Mostly worthwhile hunk of American realism with extraordinary characters. It centers on a young woman’s quest to move out from under the domination of her milieu and especially her father. Warren savages the materialism of the 1920s and the greed and corruption that inevitably accompany that lust for money and power. A second narrative is built in to the book, a first-person account that would make a fine novella on its own. This is the novel that Warren wrote just before All the King’s Men, which I recently re-read and found every bit as masterful and brilliant as I did the first time. This novel doesn’t hit that mark, but it’s still a fine piece of work with some narrative twists and those amazing sentences that Warren rolls out. Some story elements are surprisingly like an old fashioned pot boiler, though. Finally, it is satisfyingly dark with an ending that harrows you and a scorching vision of an America rotting from the pursuit of false values.
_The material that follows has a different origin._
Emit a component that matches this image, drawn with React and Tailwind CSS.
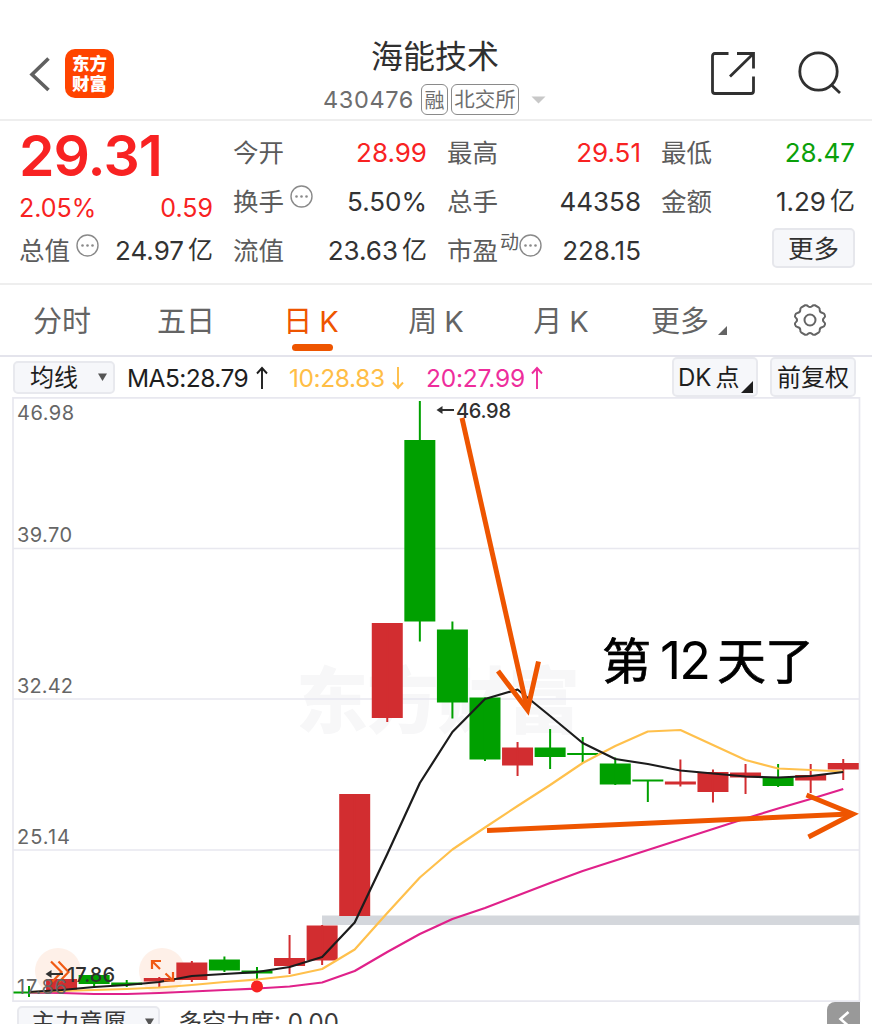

A wonderful portrait of place and time, namely the South in the early years of the 20th century. One expects this of Warren, and he delivers. The story, however, is far less satisfactory. The main character is a woman, Sue Murdock, who is grown but nevertheless a spoiled brat. She's daddy's little girl, and daddy has a big role in the book. Sue has several suitors who come and go as suits her fancy. This is not to say their roles in the story are akin to a cameo. No. They are developed characters. But the plot loses its way, which assumes it ever had one, and - almost as if he realizes this himself - Warren takes care of matters with a preposterous conclusion. It's laughably bad. Two stars might be generous.
Dark, grim and strangely absorbing book about the South in the 1920s. Half domestic drama, half narrative of corruption. Didn't like it quite as well as All the King's Men but its recognizably Warren. Interesting to compare with the John Fox Jr. books - the Appalachian portions of this book are quite similar to Fox's stories. Overall, a memorable read.
Robert Penn Warren's writing is mostly brilliant, and he creates some really great characters. The book has some flaws, a few places where actions or motivations don't quite jive with otherwise well crafted characterization. But it's a great read if you like dense, Southern prose and Warren's typical exploration of corruption that bleeds freely from the financial and political to the personal and moral.